Some teachers were Merle Hancock, Ethredge Huckabee, Helen Huckabee, Geniveva Hampton, Frances Moore, Edna Martin Mercer, Fannie Moore, Margaret Fletcher, Robbie Mae Downing Smith and Verna Stockdale.

The school building was used for community gatherings such as pie or box suppers and cake walks when there was a need to raise money for a school or community project. Once when money was very 'tight', about $85 was collected one night from a pie supper. Mrs. Stockdale, who lived in Sherman, felt uneasy on her way home that night with such a large sum of money.

When the last building was erected, there was enough money from the bond to dig a well. Previously, water had been carried from a well near the Choctaw stream about 500 yards from the building. The "big boys" never hesitated about volunteering for that job because it gave them a break from the classroom.

Like most rural schools, muddy roads were hazardous to transportation of both student and teacher. One Christmas when Miss Downing was the teacher, the Nelsons took her into Sherman in a wagon pulled by four mules.

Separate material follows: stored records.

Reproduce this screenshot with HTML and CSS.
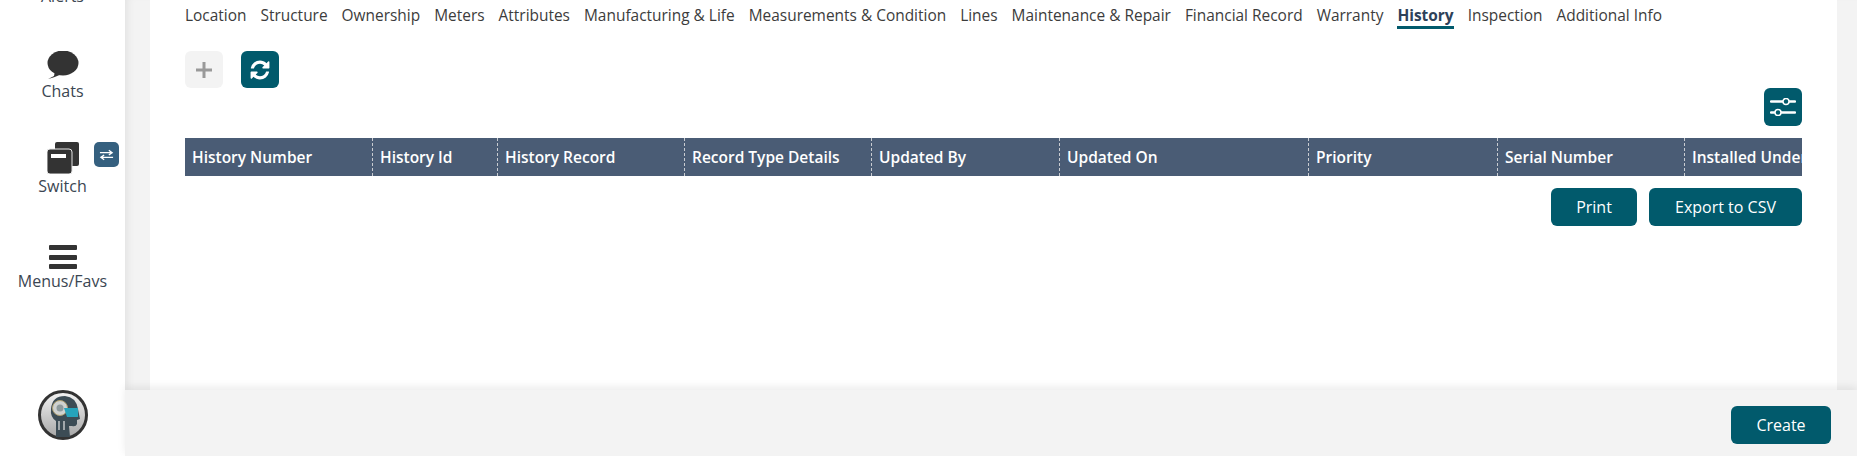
FILE: index.html
```html
<!DOCTYPE html>
<html lang="en">
<head>
  <meta charset="UTF-8" />
  <title>History</title>
  <link rel="stylesheet" href="styles.css">
</head>
<body>

  <nav class="sidebar">
    <div class="side-item side-alerts">
      <span class="side-label">Alerts</span>
    </div>
    <div class="side-item">
      <svg class="side-icon" viewBox="0 0 32 28" width="32" height="28">
        <ellipse cx="16" cy="12" rx="15.5" ry="12.5" fill="#333"/>
        <path d="M8 20 L7 25 L1 28 Q6 27 15 23 Z" fill="#333"/>
      </svg>
      <span class="side-label">Chats</span>
    </div>
    <div class="side-item">
      <svg class="side-icon" viewBox="0 0 32 32" width="32" height="32">
        <rect x="8" y="0" width="24" height="24" rx="2" fill="#333"/>
        <rect x="0" y="7" width="25" height="25" rx="3" fill="#333" stroke="#e6e6e6" stroke-width="1"/>
        <rect x="4" y="12" width="15" height="4" fill="#fff"/>
      </svg>
      <span class="side-label">Switch</span>
      <span class="switch-badge">
        <svg viewBox="0 0 16 12" width="15" height="12">
          <path d="M1 3.5H13M10.5 1L14 3.5L10.5 6M15 8.5H3M5.500 6L2 8.5L5.500 11" fill="none" stroke="#fff" stroke-width="1.4"/>
        </svg>
      </span>
    </div>
    <div class="side-item">
      <svg class="side-icon" viewBox="0 0 28 24" width="28" height="24">
        <rect y="0" width="28" height="5" rx="1" fill="#333"/>
        <rect y="10" width="28" height="5" rx="1" fill="#333"/>
        <rect y="19" width="28" height="5" rx="1" fill="#333"/>
      </svg>
      <span class="side-label">Menus/Favs</span>
    </div>
    <div class="avatar">
      <svg viewBox="0 0 50 50" width="50" height="50">
        <defs>
          <linearGradient id="avatarBg" x1="0" y1="0" x2="0" y2="1">
            <stop offset="0" stop-color="#f4f4f4"/>
            <stop offset="1" stop-color="#a5a5a5"/>
          </linearGradient>
        </defs>
        <circle cx="25" cy="25" r="23.500" fill="url(#avatarBg)" stroke="#333" stroke-width="3"/>
        <path d="M13 19 Q14 6 27 6 Q38 7 40 19 L42 29 L39 30 L39 34 Q38 37 34 36 L31 36 L32 47 L18 47 L18 31 Q12 27 13 19 Z" fill="#3c4c55"/>
        <circle cx="22" cy="18" r="7.500" fill="#cfd2d0" stroke="#b0a070" stroke-width="1"/>
        <circle cx="22" cy="18" r="3.500" fill="#8d9a9c"/>
        <path d="M26 18 L40 18 L40 27 L29 27 Z" fill="#26a3bb"/>
        <path d="M21 31V40M26 31V40" stroke="#e4e4e4" stroke-width="1.200"/>
      </svg>
    </div>
  </nav>

  <div class="main">
    <div class="work">
      <div class="panel">
        <ul class="tabs">
          <li>Location</li>
          <li>Structure</li>
          <li>Ownership</li>
          <li>Meters</li>
          <li>Attributes</li>
          <li>Manufacturing &amp; Life</li>
          <li>Measurements &amp; Condition</li>
          <li>Lines</li>
          <li>Maintenance &amp; Repair</li>
          <li>Financial Record</li>
          <li>Warranty</li>
          <li class="active">History</li>
          <li>Inspection</li>
          <li>Additional Info</li>
        </ul>

        <div class="toolbar">
          <button class="icon-btn disabled">
            <svg viewBox="0 0 16 16" width="16" height="16">
              <path d="M6.5 0h3v6.5H16v3H9.5V16h-3V9.500H0v-3h6.500z" fill="#999"/>
            </svg>
          </button>
          <button class="icon-btn">
            <svg viewBox="0 0 1792 1792" width="22" height="22">
              <path fill="#fff" d="M1639 1056q0 5-1 7-64 268-268 434.500t-478 166.500q-146 0-282.500-55t-243.500-157l-129 129q-19 19-45 19t-45-19-19-45v-448q0-26 19-45t45-19h448q26 0 45 19t19 45-19 45l-137 137q71 66 161 102t187 36q134 0 250-65t186-179q11-17 53-117 8-23 30-23h192q13 0 22.500 9.500t9.500 22.500zm25-800v448q0 26-19 45t-45 19h-448q-26 0-45-19t-19-45 19-45l138-138q-148-137-349-137-134 0-250 65t-186 179q-11 17-53 117-8 23-30 23h-199q-13 0-22.500-9.500t-9.500-22.500v-7q65-268 270-434.500t480-166.500q146 0 284 55.500t245 156.500l130-129q19-19 45-19t45 19 19 45z"/>
            </svg>
          </button>
        </div>

        <div class="settings-row">
          <button class="icon-btn">
            <svg viewBox="0 0 26 18" width="26" height="18">
              <path d="M1 3.500H25M1 14.500H25" stroke="#fff" stroke-width="2.500" stroke-linecap="round"/>
              <circle cx="16" cy="3.500" r="3" fill="#015a6c" stroke="#fff" stroke-width="1.500"/>
              <circle cx="8" cy="14.500" r="3" fill="#015a6c" stroke="#fff" stroke-width="1.500"/>
            </svg>
          </button>
        </div>

        <div class="grid-head">
          <div class="col c1">History Number</div>
          <div class="col c2">History Id</div>
          <div class="col c3">History Record</div>
          <div class="col c4">Record Type Details</div>
          <div class="col c5">Updated By</div>
          <div class="col c6">Updated On</div>
          <div class="col c7">Priority</div>
          <div class="col c8">Serial Number</div>
          <div class="col c9">Installed Under</div>
        </div>

        <div class="grid-actions">
          <button class="btn btn-print">Print</button>
          <button class="btn btn-export">Export to CSV</button>
        </div>
      </div>
    </div>

    <footer class="footer">
      <button class="btn btn-create">Create</button>
    </footer>
  </div>

</body>
</html>
```

FILE: styles.css
```css
* {
  box-sizing: border-box;
}

html, body {
  margin: 0;
  padding: 0;
  height: 456px;
  overflow: hidden;
}

body {
  display: flex;
  font-family: 'Open Sans', sans-serif;
  font-size: 14px;
  color: #333;
  background: #f3f3f3;
}

/* left menu */
.sidebar {
  position: relative;
  width: 125px;
  flex: none;
  height: 456px;
  background: white;
  overflow: hidden;
}

.side-item {
  position: relative;
  height: 95px;
  display: flex;
  flex-direction: column;
  align-items: center;
  justify-content: flex-end;
  width: 125px;
}

.side-alerts {
  height: 9px;
  overflow: visible;
  margin-top: -2px;
}

.side-label {
  font-size: 16px;
  line-height: 22px;
  color: #3b4652;
  white-space: nowrap;
}

.side-icon {
  display: block;
  margin-bottom: 1px;
}

.switch-badge {
  position: absolute;
  left: 94px;
  top: 40px;
  width: 25px;
  height: 25px;
  border-radius: 5px;
  background: #35607f;
  display: flex;
  align-items: center;
  justify-content: center;
}

.avatar {
  position: absolute;
  left: 38px;
  top: 390px;
  width: 50px;
  height: 50px;
}

.avatar svg {
  display: block;
}

/* main part */
.main {
  flex: 1;
  display: flex;
  flex-direction: column;
  min-width: 0;
  box-shadow: inset 8px 0 8px -6px rgba(0,0,0,0.08);
}

.work {
  height: 390px;
  padding: 0 20px 0 25px;
  flex: none;
  overflow: hidden;
}

.panel {
  height: 390px;
  background: white;
  padding: 0 35px;
}

.tabs {
  list-style: none;
  margin: 0;
  padding: 0;
  display: flex;
  gap: 14px;
  height: 51px;
  white-space: nowrap;
}

.tabs li {
  height: 29px;
  line-height: 30px;
  font-size: 15.45px;
  color: #3c3c3c;
}

.tabs li.active {
  font-weight: 700;
  color: #2d4159;
  border-bottom: 3px solid #015a6c;
}

.toolbar {
  display: flex;
  gap: 18px;
  height: 37px;
}

.toolbar .icon-btn {
  height: 37px;
}

.settings-row {
  display: flex;
  justify-content: flex-end;
  height: 50px;
}

.icon-btn {
  width: 38px;
  height: 38px;
  padding: 0;
  border: none;
  border-radius: 6px;
  background: #015a6c;
  display: flex;
  align-items: center;
  justify-content: center;
}

.icon-btn.disabled {
  background: #f3f3f3;
}

.grid-head {
  display: flex;
  height: 38px;
  background: #4a5c75;
  overflow: hidden;
}

.col {
  flex: none;
  padding: 0 7px;
  line-height: 38px;
  font-weight: 600;
  font-size: 15.5px;
  color: white;
  white-space: nowrap;
  border-right: 1px dashed #c9ccd1;
}

.c1 { width: 188px; }
.c2 { width: 125px; }
.c3 { width: 187px; }
.c4 { width: 187px; }
.c5 { width: 188px; }
.c6 { width: 249px; }
.c7 { width: 189px; }
.c8 { width: 187px; }
.c9 { width: 187px; border-right: none; }

.grid-actions {
  display: flex;
  justify-content: flex-end;
  gap: 12px;
  margin-top: 12px;
}

.btn {
  height: 38px;
  padding: 0;
  border: none;
  border-radius: 6px;
  background: #015a6c;
  color: white;
  font-family: 'Open Sans', sans-serif;
  font-size: 16px;
}

.btn-print { width: 86px; }
.btn-export { width: 153px; }
.btn-create { width: 100px; }

.footer {
  height: 66px;
  flex: none;
  display: flex;
  justify-content: flex-end;
  align-items: flex-start;
  padding: 16px 26px 0 0;
  background: #f3f3f3;
  box-shadow: 0 -3px 8px rgba(0,0,0,0.08);
  position: relative;
}
```
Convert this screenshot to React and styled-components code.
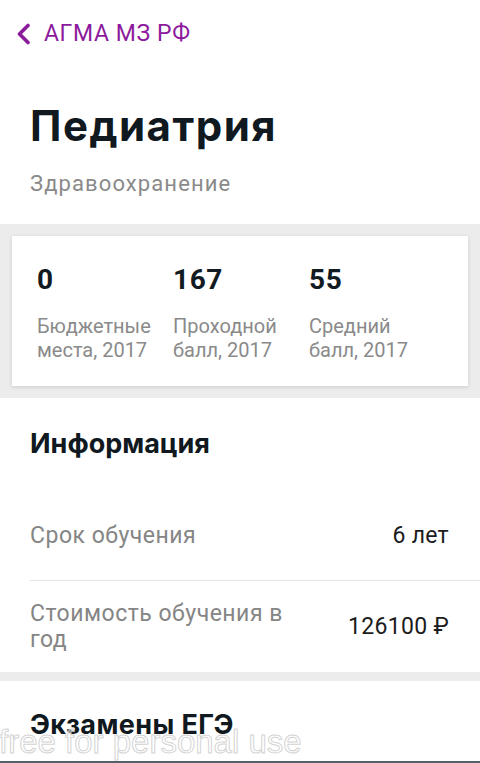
import React from "react";
import styled, { createGlobalStyle } from "styled-components";

const Global = createGlobalStyle`
  html, body { margin: 0; padding: 0; background: #ffffff; }
  body { font-family: Roboto, "Liberation Sans", sans-serif; overflow: hidden; }
  * { box-sizing: border-box; }
`;

const Page = styled.div`
  width: 480px;
  height: 763px;
  overflow: hidden;
  position: relative;
  background: #fff;
`;

const Header = styled.div`
  height: 68px;
  display: flex;
  align-items: center;
  padding-left: 16px;
  gap: 13px;
  color: #8c1a9c;
`;

const BackText = styled.span`
  font-family: Roboto, sans-serif;
  font-size: 23px;
  line-height: 26px;
  letter-spacing: 0.6px;
  color: #8c1a9c;
`;

const TitleBlock = styled.div`
  padding: 34px 30px 26px;
`;

const Title = styled.h1`
  margin: 0;
  font-family: Inter, "Liberation Sans", sans-serif;
  font-weight: 700;
  font-size: 42px;
  line-height: 48px;
  letter-spacing: 1.5px;
  color: #101820;
`;

const Subtitle = styled.div`
  margin-top: 20px;
  font-size: 22px;
  line-height: 28px;
  letter-spacing: 1.1px;
  color: #8a8a8a;
`;

const Band = styled.div`
  background: #ececec;
  padding: 12px;
`;

const StatsCard = styled.div`
  background: #fff;
  box-shadow: 0 1px 4px rgba(0, 0, 0, 0.14);
  padding: 28px 25px 24px;
  display: grid;
  grid-template-columns: repeat(3, 136px);
`;

const Stat = styled.div`
  display: flex;
  flex-direction: column;
`;

const StatValue = styled.div`
  font-family: Roboto, sans-serif;
  font-weight: 700;
  font-size: 28px;
  line-height: 32px;
  letter-spacing: 0.6px;
  color: #121a22;
`;

const StatLabel = styled.div`
  margin-top: 18px;
  font-size: 20px;
  line-height: 24px;
  color: #8a8a8a;
`;

const Section = styled.div`
  padding-top: ${(p) => p.$top}px;
`;

const SectionTitle = styled.h2`
  margin: 0;
  padding: 0 30px;
  font-family: Inter, "Liberation Sans", sans-serif;
  font-weight: 700;
  font-size: 27px;
  line-height: 34px;
  letter-spacing: ${(p) => p.$spacing || 0}px;
  color: #101820;
`;

const Rows = styled.div`
  margin-top: 30px;
  margin-left: 30px;
`;

const Row = styled.div`
  min-height: ${(p) => (p.$divider ? 90 : 91)}px;
  padding: 19px 31px 19px 0;
  display: flex;
  align-items: center;
  justify-content: space-between;
  border-bottom: ${(p) => (p.$divider ? "1px solid #e6e6e6" : "none")};
`;

const RowLabel = styled.div`
  max-width: 275px;
  font-size: 23px;
  line-height: 26px;
  letter-spacing: 0.5px;
  color: #858585;
`;

const RowValue = styled.div`
  font-size: 23px;
  line-height: 26px;
  letter-spacing: 0.3px;
  color: #1c1c1c;
  white-space: nowrap;
`;

const Divider = styled.div`
  height: 9px;
  background: #ececec;
`;

const Watermark = styled.div`
  position: absolute;
  left: -1px;
  bottom: 1px;
  font-family: "Liberation Sans", Arial, sans-serif;
  font-size: 33px;
  line-height: 40px;
  color: rgba(255, 255, 255, 0.55);
  -webkit-text-stroke: 1px rgba(200, 200, 200, 0.8);
  white-space: nowrap;
  pointer-events: none;
`;

const BottomEdge = styled.div`
  position: absolute;
  left: 0;
  right: 0;
  bottom: 0;
  height: 2px;
  background: #56606a;
`;

function Chevron() {
  return (
    <svg width="15" height="22" viewBox="0 0 15 22" fill="none">
      <path d="M12 2.5 L3.5 11 L12 19.5" stroke="#8c1a9c" strokeWidth="3.6" strokeLinecap="round" strokeLinejoin="round" />
    </svg>
  );
}

const stats = [
  { value: "0", label: ["Бюджетные", "места, 2017"] },
  { value: "167", label: ["Проходной", "балл, 2017"] },
  { value: "55", label: ["Средний", "балл, 2017"] },
];

export default function App() {
  return (
    <Page>
      <Global />
      <Header>
        <Chevron />
        <BackText>АГМА МЗ РФ</BackText>
      </Header>
      <TitleBlock>
        <Title>Педиатрия</Title>
        <Subtitle>Здравоохранение</Subtitle>
      </TitleBlock>
      <Band>
        <StatsCard>
          {stats.map((s) => (
            <Stat key={s.value}>
              <StatValue>{s.value}</StatValue>
              <StatLabel>
                {s.label[0]}
                <br />
                {s.label[1]}
              </StatLabel>
            </Stat>
          ))}
        </StatsCard>
      </Band>
      <Section $top={29}>
        <SectionTitle>Информация</SectionTitle>
        <Rows>
          <Row $divider>
            <RowLabel>Срок обучения</RowLabel>
            <RowValue>6 лет</RowValue>
          </Row>
          <Row>
            <RowLabel>Стоимость обучения в год</RowLabel>
            <RowValue>126100 ₽</RowValue>
          </Row>
        </Rows>
      </Section>
      <Divider />
      <Section $top={27}>
        <SectionTitle $spacing={0.4}>Экзамены ЕГЭ</SectionTitle>
      </Section>
      <Watermark>free for personal use</Watermark>
      <BottomEdge />
    </Page>
  );
}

The roads were that muddy!

In 1938, with aid from the government, a kitchen was partitioned off in one corner of the building. A lady was paid to prepare the noon meal by using government commodities and donated food from people of the community some of which had been canned by a pressure canner, supplies by the government also. Times weren't so good money-wise, but cooperation and friendship excelled.

Some families of this community were Brookshear, Burleson, Tribble, Echols, Coker, Wallace, Griffith, Groner, Morgan, Lindsteadt, Crowder, Boren, Stovall, Nelson, Flowers and Smith.

Weldon Nelson and E. T. Savage were trustees when the school consolidated. Mr. Nelson served on the Tom Bean school board for a number of years.